* **Data records**:

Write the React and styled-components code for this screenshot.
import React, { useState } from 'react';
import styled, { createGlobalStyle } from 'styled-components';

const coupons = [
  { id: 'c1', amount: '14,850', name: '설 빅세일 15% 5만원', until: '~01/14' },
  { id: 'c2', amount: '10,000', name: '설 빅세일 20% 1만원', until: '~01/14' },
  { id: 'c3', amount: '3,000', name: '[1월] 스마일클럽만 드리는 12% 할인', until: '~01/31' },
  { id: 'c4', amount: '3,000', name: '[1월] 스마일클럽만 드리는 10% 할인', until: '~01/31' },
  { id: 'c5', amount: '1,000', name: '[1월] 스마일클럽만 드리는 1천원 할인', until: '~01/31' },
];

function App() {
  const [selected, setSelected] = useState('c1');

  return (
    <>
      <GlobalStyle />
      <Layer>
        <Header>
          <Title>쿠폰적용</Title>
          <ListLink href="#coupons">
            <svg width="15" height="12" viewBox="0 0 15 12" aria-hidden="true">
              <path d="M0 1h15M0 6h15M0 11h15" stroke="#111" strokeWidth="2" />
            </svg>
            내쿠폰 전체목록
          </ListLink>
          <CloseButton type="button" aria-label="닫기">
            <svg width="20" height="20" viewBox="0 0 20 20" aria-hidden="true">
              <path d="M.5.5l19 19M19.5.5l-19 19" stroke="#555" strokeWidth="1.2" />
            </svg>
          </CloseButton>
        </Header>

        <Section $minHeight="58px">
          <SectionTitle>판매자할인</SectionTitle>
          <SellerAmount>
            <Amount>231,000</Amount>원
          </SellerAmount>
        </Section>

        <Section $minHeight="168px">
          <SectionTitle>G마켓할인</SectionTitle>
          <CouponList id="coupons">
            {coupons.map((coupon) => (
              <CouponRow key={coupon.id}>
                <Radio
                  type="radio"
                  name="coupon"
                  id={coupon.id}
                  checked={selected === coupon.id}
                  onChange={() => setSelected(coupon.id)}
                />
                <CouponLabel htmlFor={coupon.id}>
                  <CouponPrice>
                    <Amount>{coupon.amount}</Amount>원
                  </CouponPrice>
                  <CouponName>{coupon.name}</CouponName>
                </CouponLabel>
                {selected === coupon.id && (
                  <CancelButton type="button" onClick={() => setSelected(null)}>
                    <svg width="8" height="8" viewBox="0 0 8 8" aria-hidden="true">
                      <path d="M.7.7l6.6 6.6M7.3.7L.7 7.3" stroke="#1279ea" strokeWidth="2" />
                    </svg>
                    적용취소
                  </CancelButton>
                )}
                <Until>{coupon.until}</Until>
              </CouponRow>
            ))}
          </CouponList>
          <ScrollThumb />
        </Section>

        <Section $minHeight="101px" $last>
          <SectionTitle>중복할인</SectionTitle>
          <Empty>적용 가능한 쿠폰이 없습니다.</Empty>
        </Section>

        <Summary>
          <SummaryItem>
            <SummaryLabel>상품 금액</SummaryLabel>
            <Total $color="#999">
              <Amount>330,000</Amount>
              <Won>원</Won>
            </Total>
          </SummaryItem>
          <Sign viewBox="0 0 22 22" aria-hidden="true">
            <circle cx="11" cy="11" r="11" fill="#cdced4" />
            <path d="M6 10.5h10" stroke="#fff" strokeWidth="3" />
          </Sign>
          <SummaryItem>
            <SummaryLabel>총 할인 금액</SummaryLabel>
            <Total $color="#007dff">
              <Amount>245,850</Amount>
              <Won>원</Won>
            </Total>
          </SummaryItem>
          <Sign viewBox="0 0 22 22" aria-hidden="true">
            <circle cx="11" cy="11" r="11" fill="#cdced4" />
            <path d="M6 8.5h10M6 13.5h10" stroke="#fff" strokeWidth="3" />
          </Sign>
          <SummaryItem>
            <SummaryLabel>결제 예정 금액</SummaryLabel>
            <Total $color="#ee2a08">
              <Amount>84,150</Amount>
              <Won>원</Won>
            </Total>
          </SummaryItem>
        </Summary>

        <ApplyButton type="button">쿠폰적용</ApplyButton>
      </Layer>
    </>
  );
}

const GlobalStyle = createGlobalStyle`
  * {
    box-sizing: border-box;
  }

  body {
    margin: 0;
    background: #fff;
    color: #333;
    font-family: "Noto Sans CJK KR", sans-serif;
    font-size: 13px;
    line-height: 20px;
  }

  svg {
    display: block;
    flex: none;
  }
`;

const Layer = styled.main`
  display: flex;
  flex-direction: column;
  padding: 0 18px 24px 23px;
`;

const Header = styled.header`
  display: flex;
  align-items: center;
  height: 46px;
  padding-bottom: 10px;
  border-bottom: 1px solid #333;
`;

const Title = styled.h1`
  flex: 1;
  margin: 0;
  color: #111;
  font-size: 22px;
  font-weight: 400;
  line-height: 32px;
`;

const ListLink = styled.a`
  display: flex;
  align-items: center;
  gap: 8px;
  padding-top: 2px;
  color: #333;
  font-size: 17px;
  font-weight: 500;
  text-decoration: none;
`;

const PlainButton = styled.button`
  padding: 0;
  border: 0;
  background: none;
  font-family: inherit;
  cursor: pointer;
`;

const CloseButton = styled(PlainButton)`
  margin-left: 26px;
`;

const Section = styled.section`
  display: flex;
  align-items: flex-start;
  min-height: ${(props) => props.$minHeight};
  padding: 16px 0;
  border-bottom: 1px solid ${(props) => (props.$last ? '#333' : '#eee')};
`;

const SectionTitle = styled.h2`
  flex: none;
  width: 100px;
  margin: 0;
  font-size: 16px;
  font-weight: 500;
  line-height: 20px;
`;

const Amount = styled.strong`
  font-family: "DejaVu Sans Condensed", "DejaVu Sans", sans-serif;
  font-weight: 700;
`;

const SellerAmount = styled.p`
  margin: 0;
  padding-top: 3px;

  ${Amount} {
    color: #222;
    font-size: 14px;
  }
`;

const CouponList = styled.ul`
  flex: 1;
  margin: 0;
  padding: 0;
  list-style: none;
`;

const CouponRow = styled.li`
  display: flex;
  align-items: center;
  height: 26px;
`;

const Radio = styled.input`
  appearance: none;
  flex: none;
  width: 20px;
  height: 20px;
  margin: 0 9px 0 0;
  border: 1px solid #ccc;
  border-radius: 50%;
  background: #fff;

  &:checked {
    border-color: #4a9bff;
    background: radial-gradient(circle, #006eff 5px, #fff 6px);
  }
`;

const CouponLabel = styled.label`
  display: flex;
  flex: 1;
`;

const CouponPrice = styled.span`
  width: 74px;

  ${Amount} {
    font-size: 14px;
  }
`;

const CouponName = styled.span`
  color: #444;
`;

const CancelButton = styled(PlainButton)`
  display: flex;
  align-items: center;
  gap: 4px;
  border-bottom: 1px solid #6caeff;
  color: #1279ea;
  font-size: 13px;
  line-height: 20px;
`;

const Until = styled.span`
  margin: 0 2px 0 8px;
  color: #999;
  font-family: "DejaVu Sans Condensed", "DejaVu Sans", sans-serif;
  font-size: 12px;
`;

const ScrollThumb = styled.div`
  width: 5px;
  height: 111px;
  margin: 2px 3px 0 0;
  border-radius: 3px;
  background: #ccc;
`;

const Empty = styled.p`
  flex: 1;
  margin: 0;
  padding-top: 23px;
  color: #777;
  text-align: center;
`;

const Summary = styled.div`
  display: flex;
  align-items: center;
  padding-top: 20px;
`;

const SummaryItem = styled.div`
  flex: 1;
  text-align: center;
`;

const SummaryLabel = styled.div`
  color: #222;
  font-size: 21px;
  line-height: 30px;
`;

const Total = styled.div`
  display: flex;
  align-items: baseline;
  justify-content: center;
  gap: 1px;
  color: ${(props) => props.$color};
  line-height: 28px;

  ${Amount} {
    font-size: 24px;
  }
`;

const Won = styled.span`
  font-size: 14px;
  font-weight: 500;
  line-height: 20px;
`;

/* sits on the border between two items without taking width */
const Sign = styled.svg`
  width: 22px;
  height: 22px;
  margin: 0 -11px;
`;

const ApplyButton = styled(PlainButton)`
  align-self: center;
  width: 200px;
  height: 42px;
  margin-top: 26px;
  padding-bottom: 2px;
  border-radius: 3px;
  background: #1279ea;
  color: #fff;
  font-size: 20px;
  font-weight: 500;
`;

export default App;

---

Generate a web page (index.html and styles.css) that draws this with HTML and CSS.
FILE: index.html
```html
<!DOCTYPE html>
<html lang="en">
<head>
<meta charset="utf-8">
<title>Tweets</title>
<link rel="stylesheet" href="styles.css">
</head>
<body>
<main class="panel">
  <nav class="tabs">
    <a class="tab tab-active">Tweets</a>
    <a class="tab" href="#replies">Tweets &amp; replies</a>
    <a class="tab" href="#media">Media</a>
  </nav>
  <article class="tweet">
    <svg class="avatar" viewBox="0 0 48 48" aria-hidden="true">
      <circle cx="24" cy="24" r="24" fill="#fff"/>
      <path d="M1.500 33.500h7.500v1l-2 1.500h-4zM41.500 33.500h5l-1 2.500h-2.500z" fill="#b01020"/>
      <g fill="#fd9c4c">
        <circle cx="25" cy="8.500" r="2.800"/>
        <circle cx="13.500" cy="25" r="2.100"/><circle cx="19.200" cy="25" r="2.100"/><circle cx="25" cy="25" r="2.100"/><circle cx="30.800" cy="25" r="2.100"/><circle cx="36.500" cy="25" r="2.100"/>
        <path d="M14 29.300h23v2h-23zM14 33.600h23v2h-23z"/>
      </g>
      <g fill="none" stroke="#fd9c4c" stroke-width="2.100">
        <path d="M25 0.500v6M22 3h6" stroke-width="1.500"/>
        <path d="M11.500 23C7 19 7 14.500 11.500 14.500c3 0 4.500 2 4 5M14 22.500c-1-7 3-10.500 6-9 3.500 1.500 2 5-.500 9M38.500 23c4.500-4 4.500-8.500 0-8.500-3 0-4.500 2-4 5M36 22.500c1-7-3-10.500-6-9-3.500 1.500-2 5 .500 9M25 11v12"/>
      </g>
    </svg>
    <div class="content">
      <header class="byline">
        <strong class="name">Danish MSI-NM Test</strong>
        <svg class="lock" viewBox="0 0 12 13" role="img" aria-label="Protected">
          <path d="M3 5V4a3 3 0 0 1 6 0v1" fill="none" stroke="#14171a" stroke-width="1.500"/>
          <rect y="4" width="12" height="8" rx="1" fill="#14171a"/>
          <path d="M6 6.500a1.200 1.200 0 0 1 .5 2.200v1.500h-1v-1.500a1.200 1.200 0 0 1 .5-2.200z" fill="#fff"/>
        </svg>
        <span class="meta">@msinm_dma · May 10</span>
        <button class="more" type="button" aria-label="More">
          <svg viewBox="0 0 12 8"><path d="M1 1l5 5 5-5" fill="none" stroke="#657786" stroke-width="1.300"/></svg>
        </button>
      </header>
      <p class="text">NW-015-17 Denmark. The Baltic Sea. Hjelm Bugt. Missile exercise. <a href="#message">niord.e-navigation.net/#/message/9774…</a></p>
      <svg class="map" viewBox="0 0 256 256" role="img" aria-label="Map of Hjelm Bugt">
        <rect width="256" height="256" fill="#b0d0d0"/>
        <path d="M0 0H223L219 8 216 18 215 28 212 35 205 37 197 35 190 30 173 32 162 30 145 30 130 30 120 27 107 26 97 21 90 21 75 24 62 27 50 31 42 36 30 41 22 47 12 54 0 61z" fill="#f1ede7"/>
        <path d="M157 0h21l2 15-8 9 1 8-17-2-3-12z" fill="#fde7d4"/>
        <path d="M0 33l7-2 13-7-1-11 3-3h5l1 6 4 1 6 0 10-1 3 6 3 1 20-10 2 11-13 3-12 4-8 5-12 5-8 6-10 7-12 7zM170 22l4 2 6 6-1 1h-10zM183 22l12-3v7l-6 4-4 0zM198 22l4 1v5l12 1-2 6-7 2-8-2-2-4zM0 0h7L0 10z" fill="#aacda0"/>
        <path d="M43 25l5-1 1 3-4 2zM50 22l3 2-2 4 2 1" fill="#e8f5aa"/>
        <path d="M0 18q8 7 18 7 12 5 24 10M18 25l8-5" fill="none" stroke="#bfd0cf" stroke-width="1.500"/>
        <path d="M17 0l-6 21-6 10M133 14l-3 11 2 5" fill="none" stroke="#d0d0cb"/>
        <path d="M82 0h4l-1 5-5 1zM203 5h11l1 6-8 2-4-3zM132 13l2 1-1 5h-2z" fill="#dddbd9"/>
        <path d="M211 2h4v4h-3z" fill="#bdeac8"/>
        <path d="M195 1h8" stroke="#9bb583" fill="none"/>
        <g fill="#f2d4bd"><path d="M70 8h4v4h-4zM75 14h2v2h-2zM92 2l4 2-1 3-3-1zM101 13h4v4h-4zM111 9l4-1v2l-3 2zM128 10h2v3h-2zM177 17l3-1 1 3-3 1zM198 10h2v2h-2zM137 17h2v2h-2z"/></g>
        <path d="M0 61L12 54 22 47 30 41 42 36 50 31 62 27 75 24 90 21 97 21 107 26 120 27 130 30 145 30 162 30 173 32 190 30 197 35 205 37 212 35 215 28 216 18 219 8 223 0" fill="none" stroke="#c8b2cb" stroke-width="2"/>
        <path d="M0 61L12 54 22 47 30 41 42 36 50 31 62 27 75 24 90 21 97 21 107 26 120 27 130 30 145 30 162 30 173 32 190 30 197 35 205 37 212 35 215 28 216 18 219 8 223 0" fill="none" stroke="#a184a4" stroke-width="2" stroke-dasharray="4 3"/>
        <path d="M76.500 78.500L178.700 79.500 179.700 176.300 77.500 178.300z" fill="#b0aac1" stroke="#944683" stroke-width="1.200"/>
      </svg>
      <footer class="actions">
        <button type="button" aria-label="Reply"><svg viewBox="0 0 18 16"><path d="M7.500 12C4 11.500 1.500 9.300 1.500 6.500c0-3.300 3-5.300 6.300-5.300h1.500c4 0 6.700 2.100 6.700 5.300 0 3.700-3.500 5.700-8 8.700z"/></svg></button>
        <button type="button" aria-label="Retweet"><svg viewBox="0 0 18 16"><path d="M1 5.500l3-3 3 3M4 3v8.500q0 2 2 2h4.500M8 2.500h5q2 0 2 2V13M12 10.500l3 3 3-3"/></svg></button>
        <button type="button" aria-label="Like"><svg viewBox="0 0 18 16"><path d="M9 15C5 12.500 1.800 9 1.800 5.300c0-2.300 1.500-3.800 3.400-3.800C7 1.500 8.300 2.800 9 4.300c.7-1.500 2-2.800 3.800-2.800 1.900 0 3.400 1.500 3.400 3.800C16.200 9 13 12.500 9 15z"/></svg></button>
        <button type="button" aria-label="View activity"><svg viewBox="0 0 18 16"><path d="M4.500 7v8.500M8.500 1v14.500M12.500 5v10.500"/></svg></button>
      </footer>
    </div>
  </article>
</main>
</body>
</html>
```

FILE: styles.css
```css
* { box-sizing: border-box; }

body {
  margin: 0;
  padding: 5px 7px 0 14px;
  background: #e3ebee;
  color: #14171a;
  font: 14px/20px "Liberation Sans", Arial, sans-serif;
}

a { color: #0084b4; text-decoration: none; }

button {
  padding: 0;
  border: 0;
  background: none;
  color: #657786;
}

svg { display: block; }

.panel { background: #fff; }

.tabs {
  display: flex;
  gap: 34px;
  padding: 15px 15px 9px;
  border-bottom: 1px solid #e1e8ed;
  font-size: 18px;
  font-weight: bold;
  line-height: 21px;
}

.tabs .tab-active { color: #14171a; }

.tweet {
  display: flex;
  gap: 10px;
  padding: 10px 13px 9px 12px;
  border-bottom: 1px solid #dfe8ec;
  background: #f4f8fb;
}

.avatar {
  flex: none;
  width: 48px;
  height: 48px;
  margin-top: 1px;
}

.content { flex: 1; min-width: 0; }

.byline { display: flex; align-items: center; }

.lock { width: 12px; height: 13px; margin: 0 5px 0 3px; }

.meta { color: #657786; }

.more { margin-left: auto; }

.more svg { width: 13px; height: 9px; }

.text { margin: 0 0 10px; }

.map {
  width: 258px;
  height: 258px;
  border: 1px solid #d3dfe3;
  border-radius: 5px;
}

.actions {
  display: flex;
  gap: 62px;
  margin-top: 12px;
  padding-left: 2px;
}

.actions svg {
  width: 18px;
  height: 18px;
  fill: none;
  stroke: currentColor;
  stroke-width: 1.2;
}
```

* **Work to do**: Retype, in the same exact form, the lines of the material above from the line holding "Write the React" through the line holding "const [selected, setSelected]".

* **Written solution**:
Write the React and styled-components code for this screenshot.
import React, { useState } from 'react';
import styled, { createGlobalStyle } from 'styled-components';

const coupons = [
  { id: 'c1', amount: '14,850', name: '설 빅세일 15% 5만원', until: '~01/14' },
  { id: 'c2', amount: '10,000', name: '설 빅세일 20% 1만원', until: '~01/14' },
  { id: 'c3', amount: '3,000', name: '[1월] 스마일클럽만 드리는 12% 할인', until: '~01/31' },
  { id: 'c4', amount: '3,000', name: '[1월] 스마일클럽만 드리는 10% 할인', until: '~01/31' },
  { id: 'c5', amount: '1,000', name: '[1월] 스마일클럽만 드리는 1천원 할인', until: '~01/31' },
];

function App() {
  const [selected, setSelected] = useState('c1');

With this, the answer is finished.